→ **Collected data**
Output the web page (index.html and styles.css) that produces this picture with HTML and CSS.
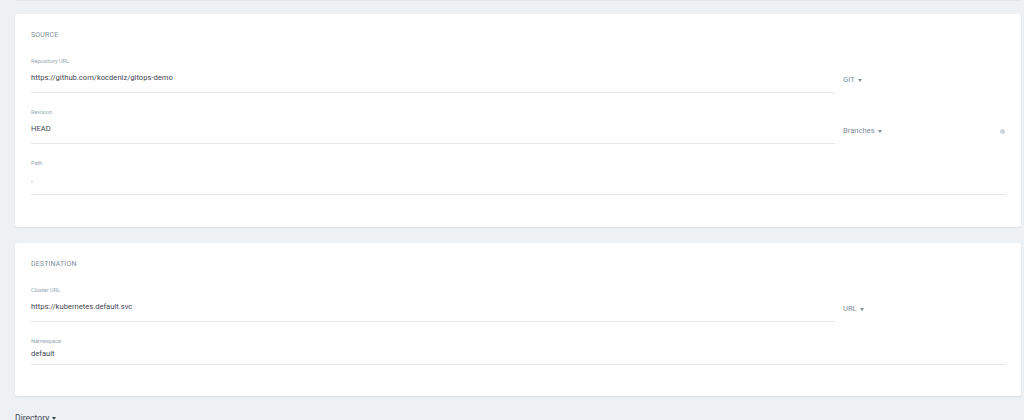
FILE: index.html
```html
<!DOCTYPE html>
<html lang="en">
<head>
<meta charset="utf-8">
<title>Application</title>
<link rel="stylesheet" href="styles.css">
</head>
<body>
<div class="page">
  <div class="prev-edge"></div>

  <section class="card">
    <h3 class="card-title">SOURCE</h3>
    <div class="row">
      <div class="field">
        <div class="label">Repository URL</div>
        <div class="input">https://github.com/kocdeniz/gitops-demo</div>
      </div>
      <div class="side"><span class="dropdown">GIT<i class="caret"></i></span></div>
    </div>
    <div class="row">
      <div class="field">
        <div class="label">Revision</div>
        <div class="input">HEAD</div>
      </div>
      <div class="side">
        <span class="dropdown">Branches<i class="caret"></i></span>
        <i class="info"></i>
      </div>
    </div>
    <div class="row">
      <div class="field">
        <div class="label">Path</div>
        <div class="input">.</div>
      </div>
    </div>
  </section>

  <section class="card">
    <h3 class="card-title">DESTINATION</h3>
    <div class="row">
      <div class="field">
        <div class="label">Cluster URL</div>
        <div class="input">https://kubernetes.default.svc</div>
      </div>
      <div class="side"><span class="dropdown">URL<i class="caret"></i></span></div>
    </div>
    <div class="row">
      <div class="field compact">
        <div class="label">Namespace</div>
        <div class="input">default</div>
      </div>
    </div>
  </section>

  <div class="source-type"><span class="dropdown dark">Directory<i class="caret"></i></span></div>
</div>
</body>
</html>
```

FILE: styles.css
```css
* { box-sizing: border-box; }

html, body {
  margin: 0;
  padding: 0;
  background: #eef1f4;
  font-family: Roboto, "Liberation Sans", Arial, sans-serif;
  color: #363c4a;
  overflow: hidden;
}

.page {
  padding: 0 3px 0 15px;
}

.prev-edge {
  height: 1px;
  background: #e2e7eb;
  margin-bottom: 13px;
}

.card {
  background: #fff;
  border-radius: 3px;
  box-shadow: 0 1px 2px rgba(0, 0, 0, 0.08);
  padding: 15px 15px 32px 16px;
  margin-bottom: 16px;
}

.card + .card { padding-bottom: 31px; }

.card-title {
  margin: 0 0 15px;
  font-size: 7px;
  font-weight: 400;
  line-height: 12px;
  color: #7d8e99;
  letter-spacing: 0.15px;
}

.row {
  display: flex;
  align-items: flex-start;
  gap: 8px;
}

.field {
  flex: 1;
  margin-bottom: 14px;
}

.row:last-child .field { margin-bottom: 0; }

.label {
  font-size: 5.6px;
  line-height: 10px;
  color: #96a7b3;
}

.input {
  font-size: 7.6px;
  line-height: 12px;
  padding: 6px 0 8px;
  border-bottom: 1px solid #e1e7ec;
  color: #3f4654;
}

.field.compact .input {
  padding: 2px 0 4px;
}

.side {
  width: 163px;
  padding-top: 18px;
  display: flex;
  align-items: center;
  justify-content: space-between;
}

.dropdown {
  display: inline-flex;
  align-items: center;
  gap: 3px;
  font-size: 7.6px;
  line-height: 12px;
  color: #7d8e99;
}

.dropdown.dark {
  color: #3f4654;
  font-size: 8.6px;
}

.caret {
  display: inline-block;
  width: 0;
  height: 0;
  border-left: 2.5px solid transparent;
  border-right: 2.5px solid transparent;
  border-top: 3px solid currentColor;
}

.info {
  display: inline-block;
  width: 5px;
  height: 5px;
  border-radius: 50%;
  background: #cdd5db;
  margin-right: 1px;
}

.source-type {
  margin-top: -2px;
  line-height: 12px;
}
```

→ **Task instructions**
Exclude the pictures, and transcribe all of the material exactly.

→ **Full answer**
Output the web page (index.html and styles.css) that produces this picture with HTML and CSS.
FILE: index.html
```html
<!DOCTYPE html>
<html lang="en">
<head>
<meta charset="utf-8">
<title>Application</title>
<link rel="stylesheet" href="styles.css">
</head>
<body>
<div class="page">
  <div class="prev-edge"></div>

  <section class="card">
    <h3 class="card-title">SOURCE</h3>
    <div class="row">
      <div class="field">
        <div class="label">Repository URL</div>
        <div class="input">https://github.com/kocdeniz/gitops-demo</div>
      </div>
      <div class="side"><span class="dropdown">GIT<i class="caret"></i></span></div>
    </div>
    <div class="row">
      <div class="field">
        <div class="label">Revision</div>
        <div class="input">HEAD</div>
      </div>
      <div class="side">
        <span class="dropdown">Branches<i class="caret"></i></span>
        <i class="info"></i>
      </div>
    </div>
    <div class="row">
      <div class="field">
        <div class="label">Path</div>
        <div class="input">.</div>
      </div>
    </div>
  </section>

  <section class="card">
    <h3 class="card-title">DESTINATION</h3>
    <div class="row">
      <div class="field">
        <div class="label">Cluster URL</div>
        <div class="input">https://kubernetes.default.svc</div>
      </div>
      <div class="side"><span class="dropdown">URL<i class="caret"></i></span></div>
    </div>
    <div class="row">
      <div class="field compact">
        <div class="label">Namespace</div>
        <div class="input">default</div>
      </div>
    </div>
  </section>

  <div class="source-type"><span class="dropdown dark">Directory<i class="caret"></i></span></div>
</div>
</body>
</html>
```

FILE: styles.css
```css
* { box-sizing: border-box; }

html, body {
  margin: 0;
  padding: 0;
  background: #eef1f4;
  font-family: Roboto, "Liberation Sans", Arial, sans-serif;
  color: #363c4a;
  overflow: hidden;
}

.page {
  padding: 0 3px 0 15px;
}

.prev-edge {
  height: 1px;
  background: #e2e7eb;
  margin-bottom: 13px;
}

.card {
  background: #fff;
  border-radius: 3px;
  box-shadow: 0 1px 2px rgba(0, 0, 0, 0.08);
  padding: 15px 15px 32px 16px;
  margin-bottom: 16px;
}

.card + .card { padding-bottom: 31px; }

.card-title {
  margin: 0 0 15px;
  font-size: 7px;
  font-weight: 400;
  line-height: 12px;
  color: #7d8e99;
  letter-spacing: 0.15px;
}

.row {
  display: flex;
  align-items: flex-start;
  gap: 8px;
}

.field {
  flex: 1;
  margin-bottom: 14px;
}

.row:last-child .field { margin-bottom: 0; }

.label {
  font-size: 5.6px;
  line-height: 10px;
  color: #96a7b3;
}

.input {
  font-size: 7.6px;
  line-height: 12px;
  padding: 6px 0 8px;
  border-bottom: 1px solid #e1e7ec;
  color: #3f4654;
}

.field.compact .input {
  padding: 2px 0 4px;
}

.side {
  width: 163px;
  padding-top: 18px;
  display: flex;
  align-items: center;
  justify-content: space-between;
}

.dropdown {
  display: inline-flex;
  align-items: center;
  gap: 3px;
  font-size: 7.6px;
  line-height: 12px;
  color: #7d8e99;
}

.dropdown.dark {
  color: #3f4654;
  font-size: 8.6px;
}

.caret {
  display: inline-block;
  width: 0;
  height: 0;
  border-left: 2.5px solid transparent;
  border-right: 2.5px solid transparent;
  border-top: 3px solid currentColor;
}

.info {
  display: inline-block;
  width: 5px;
  height: 5px;
  border-radius: 50%;
  background: #cdd5db;
  margin-right: 1px;
}

.source-type {
  margin-top: -2px;
  line-height: 12px;
}
```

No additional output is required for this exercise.